The conductivity of an acid-etched fracture depends strongly on void spaces and channels along the fracture resulting from uneven acid etching of the fracture walls. In this study, we modeled the deformation of the rough fracture surfaces acidized in heterogeneous formations based on the synthetic permeability distributions and developed a new correlation to calculate the acid-etched fracture conductivity.

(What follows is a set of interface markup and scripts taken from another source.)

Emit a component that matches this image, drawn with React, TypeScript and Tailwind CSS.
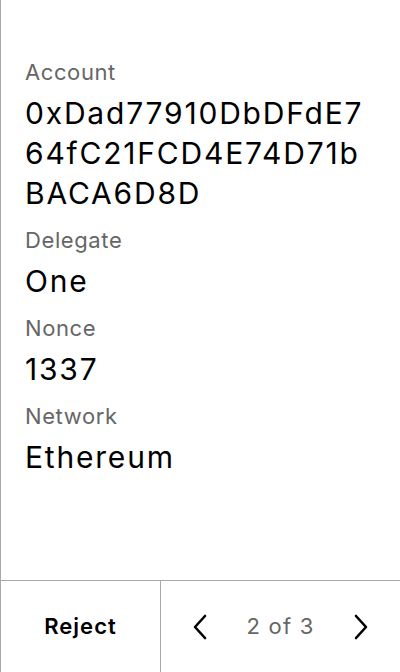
import React from "react";

const rows = [
  { label: "Account", value: "0xDad77910DbDFdE764fC21FCD4E74D71bBACA6D8D" },
  { label: "Delegate", value: "One" },
  { label: "Nonce", value: "1337" },
  { label: "Network", value: "Ethereum" },
];

function Chevron({ dir }: { dir: "left" | "right" }) {
  return (
    <svg width="16" height="26" viewBox="0 0 16 26" fill="none">
      <path
        d={dir === "left" ? "M13 2 L3 13 L13 24" : "M3 2 L13 13 L3 24"}
        stroke="#000"
        strokeWidth="2.6"
        strokeLinecap="round"
        strokeLinejoin="round"
      />
    </svg>
  );
}

export default function App() {
  return (
    <div
      className="flex h-[672px] w-[400px] flex-col border-l border-[#aaaaaa] bg-white text-black"
      style={{ fontFamily: "Inter, 'Noto Sans', sans-serif" }}
    >
      {/* Details */}
      <div className="flex flex-1 flex-col gap-[13px] pl-6 pr-[29px] pt-[58px]">
        {rows.map((r) => (
          <div key={r.label} className="flex flex-col">
            <span className="text-[22px] leading-[28px] tracking-[0.6px] text-[#666666]">{r.label}</span>
            <span className="mt-[7px] break-all text-[30px] leading-[40px] tracking-[1.8px]">{r.value}</span>
          </div>
        ))}
      </div>

      {/* Footer */}
      <div className="flex h-[92px] border-t border-[#aaaaaa]">
        <button className="flex w-[160px] items-center justify-center border-r border-[#aaaaaa] text-[22px] font-semibold tracking-[1px]">
          Reject
        </button>
        <div className="flex flex-1 items-center justify-between px-[31px]">
          <Chevron dir="left" />
          <span className="text-[22px] tracking-[1.2px] text-[#666666]">2 of 3</span>
          <Chevron dir="right" />
        </div>
      </div>
    </div>
  );
}
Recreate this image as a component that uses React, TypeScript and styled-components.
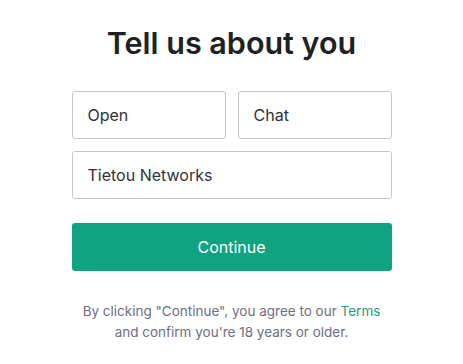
import styled, { createGlobalStyle } from "styled-components";

const GlobalStyle = createGlobalStyle`
  body {
    margin: 0;
    background: #ffffff;
    font-family: Inter, "Noto Sans", sans-serif;
  }
`;

export default function App() {
  return (
    <>
      <GlobalStyle />
      <S.Page>
        <S.Title>Tell us about you</S.Title>
        <S.Form>
          <S.Row>
            <S.Input defaultValue="Open" />
            <S.Input defaultValue="Chat" />
          </S.Row>
          <S.Input defaultValue="Tietou Networks" />
          <S.Button type="button">Continue</S.Button>
        </S.Form>
        <S.Footer>
          By clicking "Continue", you agree to our <S.Link>Terms</S.Link>
          <br />
          and confirm you're 18 years or older.
        </S.Footer>
      </S.Page>
    </>
  );
}

const S = {
  Page: styled.div`
    width: 463px;
    height: 364px;
    display: flex;
    flex-direction: column;
    align-items: center;
    padding-top: 23px;
    box-sizing: border-box;
  `,

  Title: styled.h1`
    margin: 0;
    font-size: 30.5px;
    font-weight: 600;
    line-height: 40px;
    color: #202123;
  `,

  Form: styled.div`
    width: 320px;
    margin-top: 28px;
    display: flex;
    flex-direction: column;
    gap: 12px;
  `,

  Row: styled.div`
    display: grid;
    grid-template-columns: 1fr 1fr;
    gap: 12px;
  `,

  Input: styled.input`
    width: 100%;
    height: 48px;
    box-sizing: border-box;
    border: 1px solid #c2c8d0;
    border-radius: 3px;
    padding: 0 15px;
    font-family: Inter, "Noto Sans", sans-serif;
    font-size: 16px;
    color: #2d333a;
    outline: none;
  `,

  Button: styled.button`
    margin-top: 12px;
    height: 48px;
    border: none;
    border-radius: 3px;
    background: #10a37f;
    color: #ffffff;
    font-family: Inter, "Noto Sans", sans-serif;
    font-size: 16px;
    cursor: pointer;
  `,

  Footer: styled.p`
    margin: 30px 0 0;
    text-align: center;
    font-size: 13.5px;
    line-height: 21px;
    color: #6e6e80;
  `,

  Link: styled.span`
    color: #10a37f;
  `,
};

In our previous work, we modeled the dissolution of the fracture surfaces in formations having small-scale heterogeneities in permeability. The characterization of the correlated permeability fields of rock includes the average permeability, normalized correlation lengths in both horizontal and vertical directions, and normalized standard deviation. These statistical parameters have a significant influence on the fracture etching profiles obtained from the model. Beginning with this fracture width distribution, we have modeled the deformation of the fracture surfaces as closure stress is applied to the fracture. The elastic properties of the rock, such as the Young’s modulus and the Poisson’s ratio, have effects on the size of the spaces remaining open after fracture closure. After the model yields the width profile under closure stress, the overall conductivity of the fracture is then obtained by numerically modeling the flow through this heterogeneous system.
In this paper, we introduce our models and investigate the effects of both permeability and mineralogy distributions, and rock elastic properties on the overall conductivity of an acid etched fracture. A new acid-fracture conductivity correlation is developed based on many numerical experiments.